A vueltas con la felicidad y la riqueza

La felicidad de las personas de un país está relacionada con la riqueza de sus gentes. Eso parece cumplirse si, en un momento dado, se analiza el modo en que varían felicidad e ingresos en la comparación entre unos países y otros e, incluso, al analizar ambos términos dentro de un mismo país. Sin embargo, la felicidad no aumenta o disminuye a lo largo del tiempo a la vez que lo hacen los ingresos; esto es, el aumento de los ingresos de las gentes de un país a lo largo del tiempo no va acompañado por un aumento en la felicidad de esas gentes. En ese curioso contraste consiste lo que se conoce como la “paradoja felicidad-ingresos”.

Debo aclarar que al decir “felicidad”, me estoy refiriendo a lo que se denomina “bienestar subjetivo”, tal y como se determina de manera estándar a partir de las respuestas que se dan a determinadas preguntas incluidas en encuestas de opinión en las que se preguntan muchas otras cosas.

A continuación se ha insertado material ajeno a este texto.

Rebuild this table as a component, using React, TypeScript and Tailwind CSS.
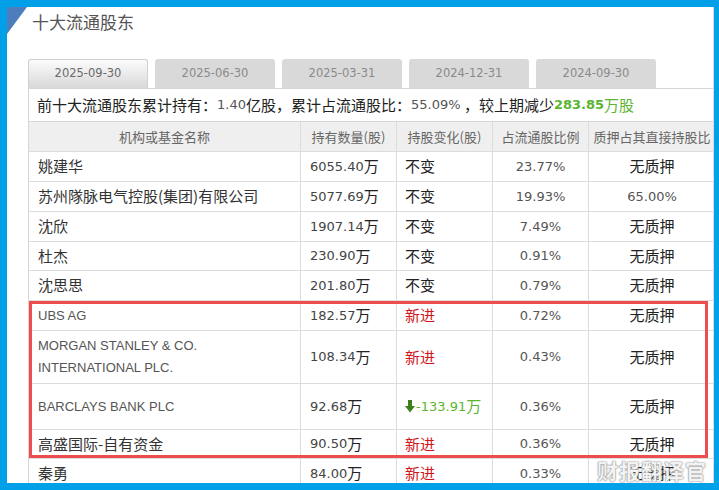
import type { ReactNode } from "react";

type Row = {
  name: ReactNode;
  key: string;
  en?: boolean;
  qty: string;
  change: ReactNode;
  ratio: string;
  pledge: string;
  h: string;
};

const cjk = "font-['Noto_Sans_CJK_SC',sans-serif]";
const num = "font-['DejaVu_Sans','Noto_Sans_CJK_SC',sans-serif]";

function DownArrow() {
  return (
    <svg width="10" height="13" viewBox="0 0 10 13" className="mr-[1px]">
      <rect x="3" y="0" width="4" height="7" fill="#3d7e1f" />
      <polygon points="0,6 10,6 5,12.5" fill="#3d7e1f" />
    </svg>
  );
}

const unchanged = <span className="text-[#222]">不变</span>;
const newIn = <span className="text-[#d0161b]">新进</span>;

const rows: Row[] = [
  { key: "a", name: "姚建华", qty: "6055.40", change: unchanged, ratio: "23.77%", pledge: "无质押", h: "h-[30px]" },
  { key: "b", name: "苏州隊脉电气控股(集团)有限公司", qty: "5077.69", change: unchanged, ratio: "19.93%", pledge: "65.00%", h: "h-[30px]" },
  { key: "c", name: "沈欣", qty: "1907.14", change: unchanged, ratio: "7.49%", pledge: "无质押", h: "h-[30px]" },
  { key: "d", name: "杜杰", qty: "230.90", change: unchanged, ratio: "0.91%", pledge: "无质押", h: "h-[29px]" },
  { key: "e", name: "沈思思", qty: "201.80", change: unchanged, ratio: "0.79%", pledge: "无质押", h: "h-[30px]" },
  { key: "f", name: "UBS AG", en: true, qty: "182.57", change: newIn, ratio: "0.72%", pledge: "无质押", h: "h-[30px]" },
  {
    key: "g",
    name: (
      <>
        MORGAN STANLEY &amp; CO.
        <br />
        INTERNATIONAL PLC.
      </>
    ),
    en: true,
    qty: "108.34",
    change: newIn,
    ratio: "0.43%",
    pledge: "无质押",
    h: "h-[53px]",
  },
  {
    key: "h",
    name: "BARCLAYS BANK PLC",
    en: true,
    qty: "92.68",
    change: (
      <span className="flex items-center text-[#5cb531]">
        <DownArrow />
        <span className={num + " text-[13px]"}>-133.91</span>
        <span className={cjk + " text-[15px]"}>万</span>
      </span>
    ),
    ratio: "0.36%",
    pledge: "无质押",
    h: "h-[46px]",
  },
  { key: "i", name: "高盛国际-自有资金", qty: "90.50", change: newIn, ratio: "0.36%", pledge: "无质押", h: "h-[29px]" },
  { key: "j", name: "秦勇", qty: "84.00", change: newIn, ratio: "0.33%", pledge: "无质押", h: "h-[30px]" },
];

const tabs = ["2025-09-30", "2025-06-30", "2025-03-31", "2024-12-31", "2024-09-30"];

export default function App() {
  return (
    <div className="w-[719px] h-[490px] bg-[#00a0e9] pt-[7px] pl-[7px] pr-[5px] pb-[7px]">
      <div className="relative w-full h-full bg-white overflow-hidden border-r border-[#dcdcdc]">
        {/* corner triangle */}
        <svg width="20" height="27" viewBox="0 0 20 27" className="absolute left-0 top-0">
          <polygon points="0,0 20,0 0,27" fill="#4e7dbd" />
        </svg>

        <div className={"pl-[25px] h-[30px] leading-[30px] text-[17px] text-[#555] " + cjk}>
          十大流通股东
        </div>

        {/* tabs */}
        <div className="flex gap-[7px] ml-[21px] mt-[22px]">
          {tabs.map((t, i) => (
            <div
              key={t}
              className={
                "w-[120px] h-[29px] rounded-t-[3px] flex items-center justify-center text-[11.5px] " +
                num +
                (i === 0
                  ? " bg-gradient-to-b from-[#fcfcfc] to-[#d8d8d8] border border-b-0 border-[#d0d0d0] text-[#6a6a6a]"
                  : " bg-[#d9d9d9] text-[#8a8a8a]")
              }
            >
              {t}
            </div>
          ))}
        </div>

        <div className="ml-[21px] border-t border-l border-[#d6d6d6]">
          {/* summary */}
          <div className={"h-[32px] flex items-center pl-[8px] text-[15px] text-[#222] " + cjk}>
            前十大流通股东累计持有：
            <span className={num + " text-[13px] text-[#555]"}>1.40</span>亿股，累计占流通股比：
            <span className={num + " text-[13px] text-[#555]"}>55.09%</span>&nbsp;，较上期减少
            <span className={num + " text-[13px] text-[#5cb531] font-semibold"}>283.85</span>
            <span className="text-[#5cb531]">万股</span>
          </div>

          {/* table */}
          <div className="w-[720px] border-t border-[#d6d6d6]">
            <div className={"flex h-[30px] bg-[#efefef] border-b border-[#dcdcdc] text-[13px] text-[#666] " + cjk}>
              <div className="w-[272px] flex items-center justify-center border-r border-[#dcdcdc]">机构或基金名称</div>
              <div className="w-[96px] flex items-center justify-center border-r border-[#dcdcdc]">持有数量(股)</div>
              <div className="w-[96px] flex items-center justify-center border-r border-[#dcdcdc]">持股变化(股)</div>
              <div className="w-[96px] flex items-center justify-center border-r border-[#dcdcdc]">占流通股比例</div>
              <div className="w-[126px] flex items-center justify-center">质押占其直接持股比</div>
            </div>
            {rows.map((r) => (
              <div key={r.key} className={"flex border-b border-[#dcdcdc] " + r.h}>
                <div
                  className={
                    "w-[272px] flex items-center pl-[9px] whitespace-nowrap border-r border-[#dcdcdc] " +
                    (r.en
                      ? "font-['Liberation_Sans',sans-serif] text-[13px] text-[#555] leading-[22px]"
                      : cjk + " text-[15px] text-[#333]")
                  }
                >
                  <div>{r.name}</div>
                </div>
                <div className="w-[96px] flex items-center pl-[9px] border-r border-[#dcdcdc]">
                  <span className={num + " text-[13px] text-[#444]"}>{r.qty}</span>
                  <span className={cjk + " text-[15px] text-[#222]"}>万</span>
                </div>
                <div className={"w-[96px] flex items-center pl-[8px] border-r border-[#dcdcdc] text-[15px] " + cjk}>
                  {r.change}
                </div>
                <div className={"w-[96px] flex items-center justify-center border-r border-[#dcdcdc] text-[13px] text-[#555] " + num}>
                  {r.ratio}
                </div>
                <div
                  className={
                    "w-[126px] flex items-center justify-center " +
                    (r.pledge.endsWith("%") ? num + " text-[13px] text-[#555]" : cjk + " text-[15px] text-[#222]")
                  }
                >
                  {r.pledge}
                </div>
              </div>
            ))}
          </div>
        </div>

        {/* highlight box */}
        <div className="absolute left-[22px] top-[294px] w-[679px] h-[157px] border-[3px] border-[#ee4d4d]" />

        {/* watermark */}
        <div
          className={
            "absolute right-[6px] bottom-[0px] text-[21px] leading-[26px] text-white/90 font-bold tracking-[1px] [text-shadow:0_0_2px_#888,0_0_1px_#666] " +
            cjk
          }
        >
          财报翻译官
        </div>
      </div>
    </div>
  );
}
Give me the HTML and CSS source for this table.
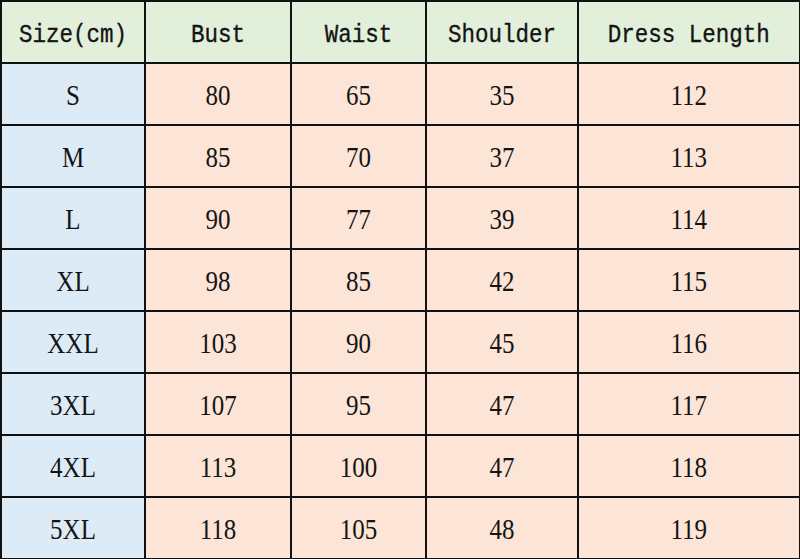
FILE: index.html
```html
<!DOCTYPE html>
<html>
<head>
<meta charset="utf-8">
<link rel="stylesheet" href="styles.css">
</head>
<body>
<table class="sizes">
<colgroup>
<col class="c1"><col class="c2"><col class="c3"><col class="c4"><col class="c5">
</colgroup>
<thead>
<tr class="head"><th><span>Size(cm)</span></th><th><span>Bust</span></th><th><span>Waist</span></th><th><span>Shoulder</span></th><th><span>Dress Length</span></th></tr>
</thead>
<tbody>
<tr><td class="size"><span>S</span></td><td><span>80</span></td><td><span>65</span></td><td><span>35</span></td><td><span>112</span></td></tr>
<tr><td class="size"><span>M</span></td><td><span>85</span></td><td><span>70</span></td><td><span>37</span></td><td><span>113</span></td></tr>
<tr><td class="size"><span>L</span></td><td><span>90</span></td><td><span>77</span></td><td><span>39</span></td><td><span>114</span></td></tr>
<tr><td class="size"><span>XL</span></td><td><span>98</span></td><td><span>85</span></td><td><span>42</span></td><td><span>115</span></td></tr>
<tr><td class="size"><span>XXL</span></td><td><span>103</span></td><td><span>90</span></td><td><span>45</span></td><td><span>116</span></td></tr>
<tr><td class="size"><span>3XL</span></td><td><span>107</span></td><td><span>95</span></td><td><span>47</span></td><td><span>117</span></td></tr>
<tr><td class="size"><span>4XL</span></td><td><span>113</span></td><td><span>100</span></td><td><span>47</span></td><td><span>118</span></td></tr>
<tr class="last"><td class="size"><span>5XL</span></td><td><span>118</span></td><td><span>105</span></td><td><span>48</span></td><td><span>119</span></td></tr>
</tbody>
</table>
</body>
</html>
```

FILE: styles.css
```css
html, body {
  margin: 0;
  padding: 0;
  background: #ffffff;
}
.sizes {
  border-collapse: collapse;
  table-layout: fixed;
  width: 799px;
  color: #141414;
}
.c1 { width: 144px; }
.c2 { width: 146px; }
.c3 { width: 135px; }
.c4 { width: 152px; }
.c5 { width: 222px; }
.sizes th, .sizes td {
  border: 2px solid #111111;
  padding: 3px 0 0 0;
  text-align: center;
  vertical-align: middle;
  height: 57px;
  background: #fce4d6;
  font-family: "Liberation Serif", "Times New Roman", serif;
  font-size: 25px;
  font-weight: normal;
}
.sizes .last td {
  border-bottom-width: 3px;
}
.sizes th {
  background: #e2efda;
  font-family: "Liberation Mono", "DejaVu Sans Mono", monospace;
  font-size: 22.5px;
  letter-spacing: 0;
  padding-top: 6px;
  height: 54px;
  -webkit-text-stroke: 0.3px #141414;
}
.sizes td.size {
  background: #ddebf7;
}
.sizes span {
  display: inline-block;
  transform: scaleY(1.15);
}
.sizes th:last-child, .sizes td:last-child {
  border-right-width: 3px;
}
```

Hace unas semanas vimos (aquí) que, en comparaciones entre individuos de diferentes niveles adquisitivos, los ingresos sí inciden en la evaluación que hacemos de nuestra vida, aunque no tanto en los estados emocionales positivos o negativos. Y también hemos visto (aquí) que la satsifacción con la propia vida puede variar con el tiempo, a mejor o a peor, pero que esas variaciones dependen de varios factores y de las decisiones que vamos tomando en relación con diferentes opciones vitales, como son el tiempo que dedicamos al trabajo, la intensidad y amplitud de nuestras relaciones sociales, el nivel de actividad física que practicamos, y otras.

A la vista de este conjunto de observaciones, me atrevo a aventurar la idea de que para que aumente la felicidad de los ciudadanos de un país a lo largo del tiempo, es necesario que crezca la riqueza de ese país y que ese crecimiento beneficie la situación económica de sus habitantes. Y sin embargo, siendo necesario, no sería suficiente con eso. Seguramente será también necesario que ese mayor nivel económico se traduzca en o vaya acompañado por las formas y hábitos de vida que proporcionan mayor satisfacción. En otras palabras, y aunque suene tópico, la riqueza sirve de poco si esa riqueza no nos proporciona una vida más satisfactoria en otros aspectos, como pueden ser los de las relaciones sociales, la relativos a la salud, los culturales, etc.

Es posible que aunque en los últimos años o décadas se hayan producido variaciones importantes en el nivel de riqueza de muchos países, para que aumente de forma significativa el grado de satisfacción con la vida en ellos, quizás es necesario que, además, esa mayor riqueza se convierta, a su vez, en hábitos de vida más satisfactorios. Al fin y al cabo, los países en los que los ciudadanos afirman estar más satisfechos con sus vidas son países en los que hace ya décadas que se alcanzaron grados de bienestar equivalentes o próximos a los actuales, países en los que ha habido tiempo más que suficiente para que la riqueza y el bienestar haya dado lugar a una vida más sana, más placentera y más gratificante en lo social, en lo educativo y en lo cultural. Si no, no se entendería que en la comparación entre países se observe que la felicidad depende del nivel económico.

Richard A. Easterlin, Laura Angelescu McVey, Malgorzata Switek, Onnicha Sawangfa, y Jacqueline Smith Zweig (2010): “The happiness–income paradox revisited” PNAS 107 (52): 22463-22468.